From the listing below, select every line where the word "styled" appears.

*AVAILABLE DATA:*
»»

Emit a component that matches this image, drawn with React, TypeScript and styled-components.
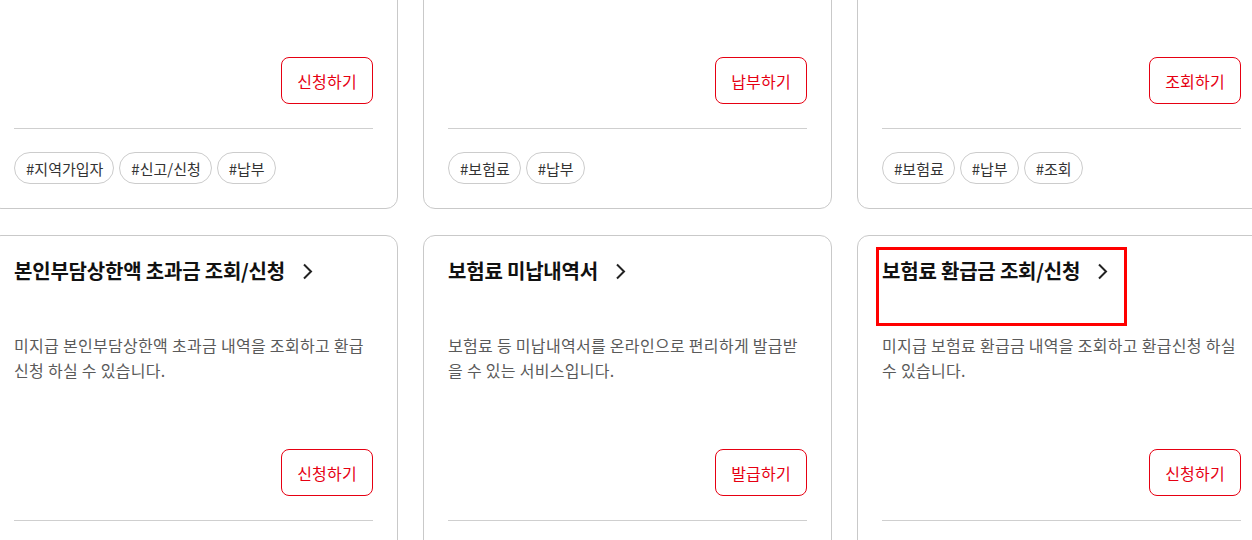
import React from "react";
import styled, { createGlobalStyle } from "styled-components";

const Global = createGlobalStyle`
  html, body { margin: 0; padding: 0; background: #fff; overflow: hidden; }
  body { font-family: "Noto Sans CJK KR", "Noto Sans", sans-serif; }
  * { box-sizing: border-box; }
`;

const Page = styled.div`
  width: 1252px;
  height: 540px;
  overflow: hidden;
`;

const Grid = styled.div`
  display: grid;
  grid-template-columns: repeat(3, 409px);
  column-gap: 25px;
  row-gap: 26px;
  margin: -157px 0 0 -11px;
`;

const Card = styled.article`
  height: 366px;
  border: 1px solid #c9c9c9;
  border-radius: 12px;
  background: #fff;
  padding: 17px 24px 24px;
  display: flex;
  flex-direction: column;
`;

const TitleLink = styled.a<{ $marked?: boolean }>`
  align-self: flex-start;
  display: flex;
  align-items: flex-start;
  gap: 17px;
  height: 67px;
  padding-right: 13px;
  color: #111;
  text-decoration: none;
  font-size: 20px;
  font-weight: 700;
  line-height: 36px;
  letter-spacing: -0.2px;
  outline: ${(p) => (p.$marked ? "3px solid #ff0000" : "none")};
  outline-offset: 3px;
  svg { margin-top: 10px; flex: none; }
`;

const Desc = styled.p`
  margin: 13px 0 0;
  height: 50px;
  font-size: 16px;
  line-height: 25px;
  letter-spacing: 0.3px;
  color: #5a5a5a;
`;

const Actions = styled.div`
  margin-top: auto;
  display: flex;
  justify-content: flex-end;
`;

const ActionButton = styled.button`
  width: 92px;
  height: 47px;
  border: 1px solid #e60012;
  border-radius: 8px;
  background: #fff;
  color: #e60012;
  font-family: inherit;
  font-size: 16px;
  letter-spacing: 0.2px;
  cursor: pointer;
`;

const Divider = styled.hr`
  margin: 24px 0 23px;
  height: 1px;
  border: 0;
  background: #cfcfcf;
  flex: none;
`;

const Tags = styled.ul`
  list-style: none;
  margin: 0;
  padding: 0;
  display: flex;
  gap: 5px;
`;

const Tag = styled.li`
  height: 32px;
  padding: 0 10px 0 11px;
  border: 1px solid #cccccc;
  border-radius: 16px;
  display: flex;
  align-items: center;
  font-size: 15px;
  color: #333;
`;

const Chevron = () => (
  <svg width="11" height="17" viewBox="0 0 11 17" fill="none">
    <path d="M2 1.5 L9 8.5 L2 15.5" stroke="#222" strokeWidth="2" />
  </svg>
);

type Item = {
  title: string;
  desc: string;
  action: string;
  tags: string[];
  marked?: boolean;
};

const items: Item[] = [
  { title: "지역가입자 신고/신청", desc: "", action: "신청하기", tags: ["#지역가입자", "#신고/신청", "#납부"] },
  { title: "보험료 납부", desc: "", action: "납부하기", tags: ["#보험료", "#납부"] },
  { title: "보험료 조회", desc: "", action: "조회하기", tags: ["#보험료", "#납부", "#조회"] },
  {
    title: "본인부담상한액 초과금 조회/신청",
    desc: "미지급 본인부담상한액 초과금 내역을 조회하고 환급 신청 하실 수 있습니다.",
    action: "신청하기",
    tags: ["#본인부담상한액", "#환급"],
  },
  {
    title: "보험료 미납내역서",
    desc: "보험료 등 미납내역서를 온라인으로 편리하게 발급받을 수 있는 서비스입니다.",
    action: "발급하기",
    tags: ["#보험료", "#미납"],
  },
  {
    title: "보험료 환급금 조회/신청",
    desc: "미지급 보험료 환급금 내역을 조회하고 환급신청 하실 수 있습니다.",
    action: "신청하기",
    tags: ["#보험료", "#환급"],
    marked: true,
  },
];

export default function App() {
  return (
    <Page>
      <Global />
      <Grid>
        {items.map((it, i) => (
          <Card key={i}>
            <TitleLink href="#" $marked={it.marked}>
              <span>{it.title}</span>
              <Chevron />
            </TitleLink>
            <Desc>{it.desc}</Desc>
            <Actions>
              <ActionButton>{it.action}</ActionButton>
            </Actions>
            <Divider />
            <Tags>
              {it.tags.map((t) => (
                <Tag key={t}>{t}</Tag>
              ))}
            </Tags>
          </Card>
        ))}
      </Grid>
    </Page>
  );
}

««

*RESULT:*
Emit a component that matches this image, drawn with React, TypeScript and styled-components.
import styled, { createGlobalStyle } from "styled-components";
const Page = styled.div`
const Grid = styled.div`
const Card = styled.article`
const TitleLink = styled.a<{ $marked?: boolean }>`
const Desc = styled.p`
const Actions = styled.div`
const ActionButton = styled.button`
const Divider = styled.hr`
const Tags = styled.ul`
const Tag = styled.li`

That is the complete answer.